I understand that it might feel like the goalposts are being moved for people who optimize to score high on such metrics, but such is the nature of this type of games. That's also why search engine companies have to keep refining their algorithms.



MIT has an obvious incentive to admit rich, well-connected people, and an obvious incentive to maintain a reputation for admitting the most intelligent on merit. We should be sceptical of any changes they make that purport to be about getting more meritorious students, especially if those changes result in the admission of more rich, well-connected people.


Good test takers are people who have learned things and know them well enough to pass a test on it. There are many kinds of test. The SAT is the kind designed by psychometricians, experts with Ph.D.s building on millions of man hours of research to make tests that are both valid and reliable, that predict success in college and are as close to ungameable as possible.

MIT could drop the real SAT tomorrow and still fill its freshman class with valedictorians who captained their high school sports team and have ten AP 5s. Schools with fewer applicants have the SAT.


>Good test takers are people who have learned things and know them well enough to pass a test on it.
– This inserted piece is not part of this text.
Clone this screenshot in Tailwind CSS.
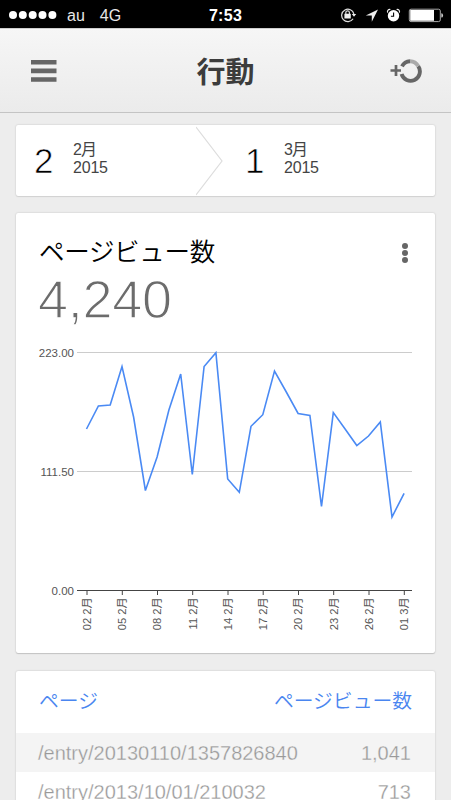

Tell that to the massive test prep industry. Many many years ago I took a trial SAT and scored around 1000. Then I took a Kaplan SAT prep course, and lo and behold after learning all the tricks scored a 1300 on a test SAT. Back then the test prep course cost > $1000. I had a car in high school, so I could drive to the test prep school in the evenings.
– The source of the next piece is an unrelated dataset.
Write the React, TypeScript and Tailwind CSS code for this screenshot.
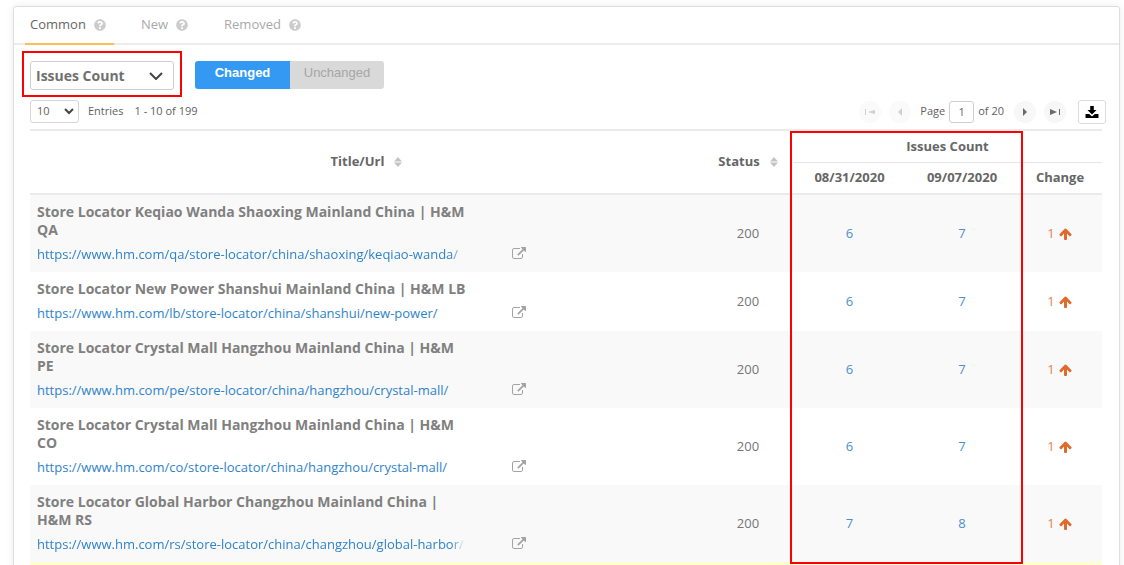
import { clsx } from 'clsx';
import { FaQuestionCircle } from 'react-icons/fa';

interface PageRow {
  title: string;
  url: string;
  status: number;
  previous: number;
  current: number;
  faded?: boolean;
}

const TABS = ['Common', 'New', 'Removed'];

const ROWS: PageRow[] = [
  {
    title: 'Store Locator Keqiao Wanda Shaoxing Mainland China | H&M QA',
    url: 'https://www.hm.com/qa/store-locator/china/shaoxing/keqiao-wanda/',
    status: 200,
    previous: 6,
    current: 7,
    faded: true,
  },
  {
    title: 'Store Locator New Power Shanshui Mainland China | H&M LB',
    url: 'https://www.hm.com/lb/store-locator/china/shanshui/new-power/',
    status: 200,
    previous: 6,
    current: 7,
  },
  {
    title: 'Store Locator Crystal Mall Hangzhou Mainland China | H&M PE',
    url: 'https://www.hm.com/pe/store-locator/china/hangzhou/crystal-mall/',
    status: 200,
    previous: 6,
    current: 7,
  },
  {
    title: 'Store Locator Crystal Mall Hangzhou Mainland China | H&M CO',
    url: 'https://www.hm.com/co/store-locator/china/hangzhou/crystal-mall/',
    status: 200,
    previous: 6,
    current: 7,
  },
  {
    title: 'Store Locator Global Harbor Changzhou Mainland China | H&M RS',
    url: 'https://www.hm.com/rs/store-locator/china/changzhou/global-harbor/',
    status: 200,
    previous: 7,
    current: 8,
    faded: true,
  },
];

function SortIcon() {
  return (
    <svg viewBox="0 0 8 10" className="h-[10px] w-2 fill-[#c4c4c4]" aria-hidden="true">
      <path d="M4 0 8 4.4H0zM4 10 0 5.6h8z" />
    </svg>
  );
}

function ExternalLinkIcon() {
  return (
    <svg viewBox="0 0 1792 1792" className="h-[14px] w-[14px] fill-[#a3a3a3]" aria-hidden="true">
      <path d="M1408 928v320q0 119-84.5 203.5t-203.5 84.5h-832q-119 0-203.5-84.5t-84.5-203.5v-832q0-119 84.5-203.5t203.5-84.5h704q14 0 23 9t9 23v64q0 14-9 23t-23 9h-704q-66 0-113 47t-47 113v832q0 66 47 113t113 47h832q66 0 113-47t47-113v-320q0-14 9-23t23-9h64q14 0 23 9t9 23zm384-864v512q0 26-19 45t-45 19-45-19l-176-176-652 652q-10 10-23 10t-23-10l-114-114q-10-10-10-23t10-23l652-652-176-176q-19-19-19-45t19-45 45-19h512q26 0 45 19t19 45z" />
    </svg>
  );
}

function ArrowUpIcon() {
  return (
    <svg viewBox="0 0 1792 1792" className="h-[14px] w-[14px] fill-[#e06a2c]" aria-hidden="true">
      <path d="M1611 971q0 51-37 90l-75 75q-38 38-91 38-54 0-90-38l-294-293v704q0 52-37.5 84.5t-90.5 32.5h-128q-53 0-90.5-32.5t-37.5-84.5v-704l-294 293q-36 38-90 38t-90-38l-75-75q-38-38-38-90 0-53 38-91l651-651q35-37 90-37 54 0 91 37l651 651q37 39 37 91z" />
    </svg>
  );
}

function DownloadIcon() {
  return (
    <svg viewBox="0 0 14 14" className="h-[14px] w-[14px]" aria-hidden="true">
      <path d="M5.2 1h3.6v4h2.7L7 9.4 2.500 5h2.700z" />
      <path d="M1 9h3.200L7 11.600 9.800 9H13q.5 0 .5.500v3q0 .5-.5.500H1q-.5 0-.5-.500v-3Q.5 9 1 9z" />
    </svg>
  );
}

interface PagerButtonProps {
  label: string;
  path: string;
  disabled?: boolean;
}

function PagerButton({ label, path, disabled = false }: PagerButtonProps) {
  return (
    <button
      type="button"
      aria-label={label}
      disabled={disabled}
      className={clsx(
        'flex h-[22px] w-[22px] items-center justify-center rounded-full',
        disabled ? 'bg-[#fafafa] text-[#cfcfcf]' : 'bg-[#f7f7f7] text-[#6b6b6b]'
      )}
    >
      <svg viewBox="0 0 12 12" className="h-3 w-3 fill-current" aria-hidden="true">
        <path d={path} />
      </svg>
    </button>
  );
}

function TabBar() {
  return (
    <div role="tablist" className="flex h-[38px] border-b-2 border-[#ececec] pl-[11px]">
      {TABS.map((tab, i) => (
        <button
          key={tab}
          type="button"
          role="tab"
          aria-selected={i === 0}
          className={clsx(
            '-mb-[2px] flex items-center gap-2 border-b-2 text-[13px]',
            i === 0
              ? 'mr-[23px] border-[#fdbd57] pr-2 pl-[5px] text-[#666]'
              : 'mr-7 border-transparent px-[4px] text-[#a9a9a9]'
          )}
        >
          {tab}
          <FaQuestionCircle className="h-3 w-3 text-[#cccccc]" />
        </button>
      ))}
    </div>
  );
}

function Toolbar() {
  return (
    <div className="flex items-start pt-[6px] pl-2">
      <div className="border-2 border-[#f00] px-[6px] pt-[8px] pb-[5px]">
        <div className="relative">
          <select
            aria-label="Metric"
            className="block h-[29px] w-36 appearance-none rounded-[3px] border border-[#cfcfcf] bg-white pl-[5px] text-sm font-bold text-[#707070]"
          >
            <option>Issues Count</option>
          </select>
          <svg
            viewBox="0 0 14 8"
            className="pointer-events-none absolute top-[11px] right-[11px] h-2 w-[14px] fill-none stroke-[#444] stroke-2"
            aria-hidden="true"
          >
            <path d="M1 1l6 6 6-6" />
          </svg>
        </div>
      </div>
      <div className="mt-[10px] ml-[13px] flex h-7 overflow-hidden rounded-[3px] font-['Liberation_Sans',sans-serif] text-[13px]">
        <button type="button" className="w-[95px] bg-[#3399f3] pb-[5px] font-bold text-white">
          Changed
        </button>
        <button type="button" className="w-[94px] bg-[#d9d9d9] pb-[5px] text-[#a6a6a6]">
          Unchanged
        </button>
      </div>
    </div>
  );
}

function Pager() {
  return (
    <div className="mt-px flex h-[27px] items-center pr-[13px] pl-4 text-[11px] text-[#5f5f5f]">
      <div className="relative">
        <select
          aria-label="Entries per page"
          className="block h-[23px] w-[49px] appearance-none rounded-[3px] border border-[#d5d5d5] bg-white pl-[6px]"
        >
          <option>10</option>
        </select>
        <svg
          viewBox="0 0 10 7"
          className="pointer-events-none absolute top-[8px] right-[5px] h-[7px] w-[10px] fill-none stroke-[#444] stroke-2"
          aria-hidden="true"
        >
          <path d="M1 1l4 4 4-4" />
        </svg>
      </div>
      <span className="ml-[9px]">Entries</span>
      <span className="ml-[11px]">1 - 10 of 199</span>
      <div className="ml-auto flex items-center">
        <PagerButton label="First page" path="M1 3h1v6H1zM11 4v4L4 6z" disabled />
        <div className="ml-2">
          <PagerButton label="Previous page" path="M8 2v8L4 6z" disabled />
        </div>
        <label className="ml-[9px] flex items-center gap-1">
          Page
          <input
            defaultValue="1"
            className="h-[22px] w-[25px] rounded-[3px] border border-[#cfcfcf] text-center"
          />
        </label>
        <span className="ml-1">of 20</span>
        <div className="ml-[10px] flex gap-2">
          <PagerButton label="Next page" path="M4 2v8l4-4z" />
          <PagerButton label="Last page" path="M10 3h1v6h-1zM1 3v6l7-3z" />
        </div>
        <button
          type="button"
          aria-label="Download"
          className="ml-3 flex h-6 w-7 items-center justify-center rounded-[3px] border border-[#dcdcdc]"
        >
          <DownloadIcon />
        </button>
      </div>
    </div>
  );
}

function IssuesTable() {
  return (
    <table className="w-full table-fixed border-collapse text-[13px] text-[#757575]">
      <colgroup>
        <col />
        <col className="w-[90px]" />
        <col className="w-[113px]" />
        <col className="w-[112px]" />
        <col className="w-[84px]" />
      </colgroup>
      <thead className="border-y-2 border-[#ebebeb] text-[#666]">
        <tr className="h-8">
          <th rowSpan={2}>
            <span className="inline-flex items-center gap-[10px]">
              Title/Url <SortIcon />
            </span>
          </th>
          <th rowSpan={2}>
            <span className="inline-flex items-center gap-[10px]">
              Status <SortIcon />
            </span>
          </th>
          <th colSpan={3} className="border-b border-[#e6e6e6]">
            Issues Count
          </th>
        </tr>
        <tr className="h-8">
          <th>08/31/2020</th>
          <th>09/07/2020</th>
          <th>Change</th>
        </tr>
      </thead>
      <tbody>
        {ROWS.map((row) => (
          <tr key={row.url} className="odd:bg-[#f9f9f9]">
            <td className="px-[7px] pt-2 pb-[9px]">
              <div className="w-[432px] text-sm/[18px] font-bold text-[#808080]">{row.title}</div>
              <div className="mt-[6px] flex h-[18px] items-center">
                <a
                  href={row.url}
                  className={clsx(
                    'w-[434px] overflow-hidden leading-[18px] whitespace-nowrap text-[#2f83cb]',
                    row.faded && 'mask-r-from-[414px] mask-r-to-[428px]'
                  )}
                >
                  {row.url}
                </a>
                <a href={row.url} aria-label="Open page" className="ml-[41px]">
                  <ExternalLinkIcon />
                </a>
              </div>
            </td>
            <td className="text-center">{row.status}</td>
            <td className="text-center">
              <a href="#previous" className="text-[#4a90cf]">{row.previous}</a>
            </td>
            <td className="text-center">
              <a href="#current" className="text-[#4a90cf]">{row.current}</a>
            </td>
            <td>
              <span className="flex items-center justify-center gap-1 text-[#e57f4d]">
                {row.current - row.previous}
                <ArrowUpIcon />
              </span>
            </td>
          </tr>
        ))}
        <tr className="h-[59px] bg-[#ffffcf]">
          <td colSpan={5} />
        </tr>
      </tbody>
    </table>
  );
}

export default function App() {
  return (
    <main className="h-screen overflow-hidden bg-white pt-[6px] pr-1 pl-[13px] font-['Open_Sans',sans-serif]">
      <section className="rounded-[3px] border border-[#dedede] bg-white shadow-[0_0_8px_rgba(0,0,0,0.08)]">
        <TabBar />
        <Toolbar />
        <Pager />
        <div className="relative mt-1 mr-[17px] ml-4">
          <IssuesTable />
          {/* Highlight over the two dated columns */}
          <div className="pointer-events-none absolute top-[2px] right-[79px] bottom-[57px] w-[233px] border-2 border-[#f00]" />
        </div>
      </section>
    </main>
  );
}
Seems to me that people who prep for the tests (not necessarily learned things through high school) and are willing to spend time and money have a great margin of benefit.

It's the same thing for tech interview prep industry. The ones who prep well for the interview, do well in the interview.
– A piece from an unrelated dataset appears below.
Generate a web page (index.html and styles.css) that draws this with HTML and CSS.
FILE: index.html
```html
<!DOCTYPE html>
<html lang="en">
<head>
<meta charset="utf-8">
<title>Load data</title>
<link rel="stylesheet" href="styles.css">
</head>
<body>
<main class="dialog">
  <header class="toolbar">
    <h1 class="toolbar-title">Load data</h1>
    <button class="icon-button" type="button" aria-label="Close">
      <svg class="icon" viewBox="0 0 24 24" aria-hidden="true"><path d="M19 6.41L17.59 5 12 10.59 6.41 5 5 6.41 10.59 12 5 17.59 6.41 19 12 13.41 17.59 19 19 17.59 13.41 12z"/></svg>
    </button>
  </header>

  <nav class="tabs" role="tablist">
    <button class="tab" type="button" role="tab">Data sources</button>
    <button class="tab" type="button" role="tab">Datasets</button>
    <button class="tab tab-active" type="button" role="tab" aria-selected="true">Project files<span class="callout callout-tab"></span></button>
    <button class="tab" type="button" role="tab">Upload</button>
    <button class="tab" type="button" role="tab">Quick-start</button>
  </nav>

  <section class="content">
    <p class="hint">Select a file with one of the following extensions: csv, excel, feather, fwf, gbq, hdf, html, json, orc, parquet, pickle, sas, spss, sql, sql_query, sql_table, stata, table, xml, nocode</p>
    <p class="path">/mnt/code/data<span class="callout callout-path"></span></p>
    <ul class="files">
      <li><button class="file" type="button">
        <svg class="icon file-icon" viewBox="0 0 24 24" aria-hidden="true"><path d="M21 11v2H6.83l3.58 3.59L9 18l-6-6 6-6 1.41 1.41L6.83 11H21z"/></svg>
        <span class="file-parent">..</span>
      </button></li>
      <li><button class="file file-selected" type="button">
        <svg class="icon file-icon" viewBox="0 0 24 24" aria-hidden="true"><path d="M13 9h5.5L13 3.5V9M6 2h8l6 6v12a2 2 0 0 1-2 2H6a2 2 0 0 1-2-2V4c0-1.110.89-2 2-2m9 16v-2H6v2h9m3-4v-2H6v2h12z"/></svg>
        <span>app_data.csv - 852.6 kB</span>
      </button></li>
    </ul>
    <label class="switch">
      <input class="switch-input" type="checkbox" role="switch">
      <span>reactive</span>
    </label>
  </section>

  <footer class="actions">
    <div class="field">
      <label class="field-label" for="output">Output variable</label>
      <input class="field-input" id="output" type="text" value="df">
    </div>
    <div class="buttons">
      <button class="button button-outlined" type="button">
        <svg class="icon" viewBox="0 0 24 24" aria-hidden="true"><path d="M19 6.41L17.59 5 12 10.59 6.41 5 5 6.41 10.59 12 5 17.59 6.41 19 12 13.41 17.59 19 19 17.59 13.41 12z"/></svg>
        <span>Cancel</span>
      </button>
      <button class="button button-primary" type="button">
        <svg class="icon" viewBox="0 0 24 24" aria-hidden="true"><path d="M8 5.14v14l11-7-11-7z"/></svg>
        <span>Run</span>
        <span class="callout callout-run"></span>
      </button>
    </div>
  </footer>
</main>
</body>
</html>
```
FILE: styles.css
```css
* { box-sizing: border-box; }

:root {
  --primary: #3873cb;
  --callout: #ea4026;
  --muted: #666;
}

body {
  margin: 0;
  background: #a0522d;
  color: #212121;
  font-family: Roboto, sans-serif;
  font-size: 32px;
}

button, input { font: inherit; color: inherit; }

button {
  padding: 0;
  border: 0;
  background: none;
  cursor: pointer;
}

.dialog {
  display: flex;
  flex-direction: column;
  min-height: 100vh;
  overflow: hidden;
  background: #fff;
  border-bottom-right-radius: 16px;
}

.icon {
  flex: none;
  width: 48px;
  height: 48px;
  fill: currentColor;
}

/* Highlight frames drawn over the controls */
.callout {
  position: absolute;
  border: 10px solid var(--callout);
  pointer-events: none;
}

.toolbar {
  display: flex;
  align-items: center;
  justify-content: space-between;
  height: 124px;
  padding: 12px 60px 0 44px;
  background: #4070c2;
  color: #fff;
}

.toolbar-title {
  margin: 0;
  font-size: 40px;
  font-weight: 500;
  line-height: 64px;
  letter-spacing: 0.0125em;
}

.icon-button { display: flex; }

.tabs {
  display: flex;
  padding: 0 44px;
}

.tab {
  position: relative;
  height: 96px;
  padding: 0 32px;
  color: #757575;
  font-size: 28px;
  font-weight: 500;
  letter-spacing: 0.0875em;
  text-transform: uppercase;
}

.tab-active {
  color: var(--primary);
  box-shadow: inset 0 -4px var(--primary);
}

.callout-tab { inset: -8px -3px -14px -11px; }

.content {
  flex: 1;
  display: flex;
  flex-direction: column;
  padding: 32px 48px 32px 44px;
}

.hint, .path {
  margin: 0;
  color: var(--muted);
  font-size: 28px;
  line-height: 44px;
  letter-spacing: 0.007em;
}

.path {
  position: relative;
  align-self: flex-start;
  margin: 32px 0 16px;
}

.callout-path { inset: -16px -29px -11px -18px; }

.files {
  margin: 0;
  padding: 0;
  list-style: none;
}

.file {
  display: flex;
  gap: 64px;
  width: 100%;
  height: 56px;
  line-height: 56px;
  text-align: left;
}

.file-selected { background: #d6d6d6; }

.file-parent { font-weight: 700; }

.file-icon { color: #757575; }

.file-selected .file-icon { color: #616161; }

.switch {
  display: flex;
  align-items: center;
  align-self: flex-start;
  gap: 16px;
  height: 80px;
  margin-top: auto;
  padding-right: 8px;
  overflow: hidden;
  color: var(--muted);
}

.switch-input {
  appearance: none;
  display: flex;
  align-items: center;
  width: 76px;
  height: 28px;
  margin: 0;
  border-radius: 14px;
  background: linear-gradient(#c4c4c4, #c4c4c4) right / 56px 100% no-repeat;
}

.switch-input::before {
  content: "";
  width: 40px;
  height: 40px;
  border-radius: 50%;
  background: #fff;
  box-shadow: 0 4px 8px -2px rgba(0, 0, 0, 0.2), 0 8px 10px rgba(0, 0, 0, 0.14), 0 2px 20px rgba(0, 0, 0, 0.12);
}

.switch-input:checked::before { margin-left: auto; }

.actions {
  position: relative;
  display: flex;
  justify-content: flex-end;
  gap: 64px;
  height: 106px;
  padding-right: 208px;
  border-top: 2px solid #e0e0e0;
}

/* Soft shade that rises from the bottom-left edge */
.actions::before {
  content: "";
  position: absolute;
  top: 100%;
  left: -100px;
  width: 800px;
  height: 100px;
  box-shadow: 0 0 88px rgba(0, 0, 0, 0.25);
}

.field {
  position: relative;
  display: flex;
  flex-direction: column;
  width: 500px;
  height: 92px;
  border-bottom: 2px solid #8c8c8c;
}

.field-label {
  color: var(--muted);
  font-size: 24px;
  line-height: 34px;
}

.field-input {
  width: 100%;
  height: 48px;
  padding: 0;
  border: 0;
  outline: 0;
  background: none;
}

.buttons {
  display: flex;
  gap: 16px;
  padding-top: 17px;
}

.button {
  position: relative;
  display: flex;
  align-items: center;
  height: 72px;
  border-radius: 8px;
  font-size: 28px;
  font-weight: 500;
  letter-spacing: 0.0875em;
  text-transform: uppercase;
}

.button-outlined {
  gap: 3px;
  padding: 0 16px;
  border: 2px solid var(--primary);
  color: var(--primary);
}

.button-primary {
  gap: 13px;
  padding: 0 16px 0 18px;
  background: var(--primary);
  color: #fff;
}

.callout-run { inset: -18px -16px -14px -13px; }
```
> The SAT is the kind designed by psychometricians, experts with Ph.D.s building on millions of man hours of research to make tests that are both valid and reliable, that predict success in college and are as close to ungameable as possible.

This is what the CollegeBoard wants you think. You don’t have to be all that great to realize that the people writing the test are hardly better than you are at both the subject and writing test, and in many case significantly worse.


They’re hiring two Ph.D. holding psychometricians right now. https://careers.collegeboard.org/search-jobs?title=Psychomet...

In many cases, not, in many case.


Assistant? Associate?

The titles don't give too much confidence.


These are positions for which a Ph.D. is an absolute requirement. Compare Assistant or Associate Professor.

> About you

> Education/Experience:

> Doctorate in psychometrics, educational research, educational measurement or a related field is required. New PhD level applicants will be considered, as will applicants with additional experience. A minimum of 3 years relevant experience is required for the Associate level.